Depois de um tempo, quando passou a se perceber que apenas ser bonita não era suficiente, começaram a recrutar “embaixadoras”, atraindo pessoas como a Mari, que estavam começando a se aventurar na mídia de influência digital sobre falsas promessas de visibilidade e oportunidades.

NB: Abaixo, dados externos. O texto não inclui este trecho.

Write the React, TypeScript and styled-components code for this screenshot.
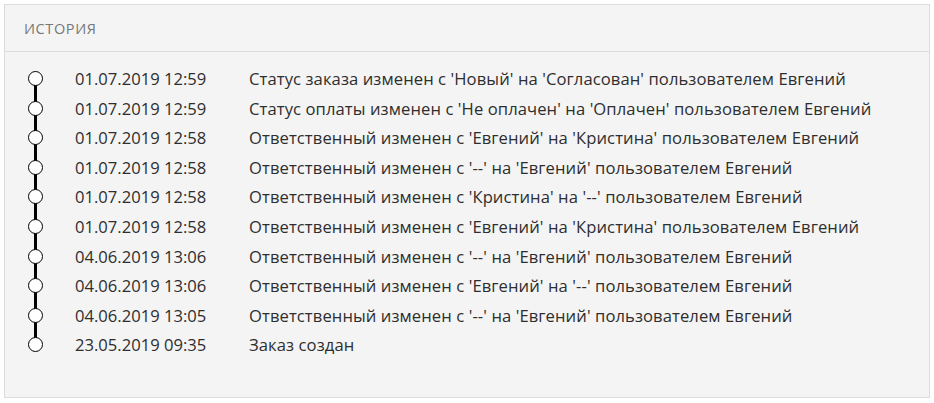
import React from "react";
import styled, { createGlobalStyle } from "styled-components";

const Global = createGlobalStyle`
  html, body { margin: 0; padding: 0; background: #ffffff; }
  body { font-family: "Open Sans", "Liberation Sans", sans-serif; }
`;

const Page = styled.div`
  padding: 4px 4px 5px 4px;
  width: 934px;
  box-sizing: border-box;
`;

const Panel = styled.section`
  background: #f4f4f4;
  border: 1px solid #dcdcdc;
  height: 394px;
  box-sizing: border-box;
  display: flex;
  flex-direction: column;
`;

const Header = styled.div`
  height: 47px;
  box-sizing: border-box;
  border-bottom: 1px solid #dcdcdc;
  display: flex;
  align-items: center;
  padding-left: 19px;
  font-size: 14.5px;
  color: #777777;
  letter-spacing: 0.6px;
  text-transform: uppercase;
`;

const List = styled.ul`
  list-style: none;
  margin: 0;
  padding: 12px 0 0 0;
`;

const Item = styled.li<{ $first: boolean; $last: boolean }>`
  position: relative;
  display: flex;
  align-items: center;
  height: 29.56px;
  font-size: 16.6px;
  color: #2e2e2e;

  &::before {
    content: "";
    position: absolute;
    left: 29px;
    width: 3px;
    background: #000;
    top: ${(p) => (p.$first ? "50%" : "0")};
    bottom: ${(p) => (p.$last ? "50%" : "0")};
  }
`;

const Dot = styled.span`
  position: relative;
  z-index: 1;
  width: 15px;
  height: 15px;
  box-sizing: border-box;
  border: 1.5px solid #000;
  border-radius: 50%;
  background: #fff;
  margin-left: 23px;
  margin-right: 32px;
  flex: none;
`;

const DateCell = styled.span`
  width: 174px;
  flex: none;
`;

const Message = styled.span`
  white-space: nowrap;
  letter-spacing: 0.09px;
`;

const rows: [string, string][] = [
  ["01.07.2019 12:59", "Статус заказа изменен с 'Новый' на 'Согласован' пользователем Евгений"],
  ["01.07.2019 12:59", "Статус оплаты изменен с 'Не оплачен' на 'Оплачен' пользователем Евгений"],
  ["01.07.2019 12:58", "Ответственный изменен с 'Евгений' на 'Кристина' пользователем Евгений"],
  ["01.07.2019 12:58", "Ответственный изменен с '--' на 'Евгений' пользователем Евгений"],
  ["01.07.2019 12:58", "Ответственный изменен с 'Кристина' на '--' пользователем Евгений"],
  ["01.07.2019 12:58", "Ответственный изменен с 'Евгений' на 'Кристина' пользователем Евгений"],
  ["04.06.2019 13:06", "Ответственный изменен с '--' на 'Евгений' пользователем Евгений"],
  ["04.06.2019 13:06", "Ответственный изменен с 'Евгений' на '--' пользователем Евгений"],
  ["04.06.2019 13:05", "Ответственный изменен с '--' на 'Евгений' пользователем Евгений"],
  ["23.05.2019 09:35", "Заказ создан"],
];

export default function App() {
  return (
    <Page>
      <Global />
      <Panel>
        <Header>История</Header>
        <List>
          {rows.map(([d, m], i) => (
            <Item key={i} $first={i === 0} $last={i === rows.length - 1}>
              <Dot />
              <DateCell>{d}</DateCell>
              <Message>{m}</Message>
            </Item>
          ))}
        </List>
      </Panel>
    </Page>
  );
}
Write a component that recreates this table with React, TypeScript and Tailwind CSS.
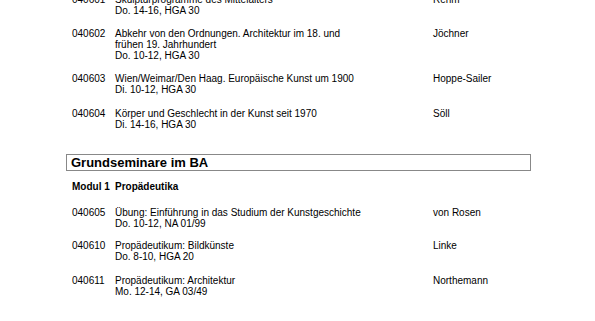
import React from "react";

type Course = {
  code: string;
  title: string[];
  time: string;
  lecturer: string;
  gap: string;
};

const lectures: Course[] = [
  { code: "040601", title: ["Skulpturprogramme des Mittelalters"], time: "Do. 14-16, HGA 30", lecturer: "Rehm", gap: "mt-0" },
  {
    code: "040602",
    title: ["Abkehr von den Ordnungen. Architektur im 18. und", "frühen 19. Jahrhundert"],
    time: "Do. 10-12, HGA 30",
    lecturer: "Jöchner",
    gap: "mt-[12px]",
  },
  { code: "040603", title: ["Wien/Weimar/Den Haag. Europäische Kunst um 1900"], time: "Di. 10-12, HGA 30", lecturer: "Hoppe-Sailer", gap: "mt-[12px]" },
  { code: "040604", title: ["Körper und Geschlecht in der Kunst seit 1970"], time: "Di. 14-16, HGA 30", lecturer: "Söll", gap: "mt-[13px]" },
];

const seminars: Course[] = [
  { code: "040605", title: ["Übung: Einführung in das Studium der Kunstgeschichte"], time: "Do. 10-12, NA 01/99", lecturer: "von Rosen", gap: "mt-[15px]" },
  { code: "040610", title: ["Propädeutikum: Bildkünste"], time: "Do. 8-10, HGA 20", lecturer: "Linke", gap: "mt-[11px]" },
  { code: "040611", title: ["Propädeutikum: Architektur"], time: "Mo. 12-14, GA 03/49", lecturer: "Northemann", gap: "mt-[13px]" },
];

function Row({ c }: { c: Course }) {
  return (
    <div className={`${c.gap} grid grid-cols-[43px_318px_auto] pl-[6px]`}>
      <div>{c.code}</div>
      <div>
        {c.title.map((t) => (
          <div key={t}>{t}</div>
        ))}
        <div>{c.time}</div>
      </div>
      <div>{c.lecturer}</div>
    </div>
  );
}

export default function App() {
  return (
    <div className="h-[321px] w-[595px] overflow-hidden bg-white">
      <div
        className="mt-[-6px] flex flex-col pl-[66px] text-[10px] leading-[11px] text-black"
        style={{ fontFamily: '"Liberation Sans", Arial, sans-serif' }}
      >
        {lectures.map((c) => (
          <Row key={c.code} c={c} />
        ))}

        <div className="mt-[24px] flex h-[17px] w-[465px] items-center border border-[#888888] pl-[4px] text-[13px] font-bold leading-[15px]">
          Grundseminare im BA
        </div>

        <div className="mt-[10px] grid grid-cols-[43px_auto] pl-[6px] font-bold">
          <div>Modul 1</div>
          <div>Propädeutika</div>
        </div>

        {seminars.map((c) => (
          <Row key={c.code} c={c} />
        ))}
      </div>
    </div>
  );
}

Eu conheci a Mari pessoalmente, não era próxima, mas ela tinha uma luz e uma energia que era contagiante, sempre focada, discreta e educada, fazia o trabalho dela e nunca a vi envolvida em nenhuma cena comum onde as meninas se deixam levar pelo meio, pelo contrário, ela sempre soube quem era, o que me deixou ainda mais revoltada com todo esse caso.

Vivemos num mundo onde minimizamos a cultura do estupro, culpamos a vítima e idolatramos pessoas como Erick Morillo até mesmo na sua morte rodeada por acontecimentos perversos, ao invés de usarmos isso como alerta para expormos o que realmente acontece nessa cena, usamos a morte como forma de jogar a sujeira para baixo do tapete. Eu queria poder ter salvo a Mari, mas no momento que decidi deixar o grupo eu estava apenas tentando salvar a mim mesma, não conseguia mais fazer parte daquilo. Eu queria poder ter feito mais por tantas Maris que existem, incluindo eu mesma. Esse sentimento de impotência diante de uma sociedade machista, tóxica e perversa que me assusta incomoda, o silêncio incomoda.

Que assim como a Mari, tenhamos a coragem de expor isso. A batalha pode ter sido perdida, mas sem sombra de dúvidas esse caso mudou a vida de muitas pessoas, inclusive a minha. Que possamos tomar melhores decisões daqui pra frente, que possamos agir diante de tanta injustiça!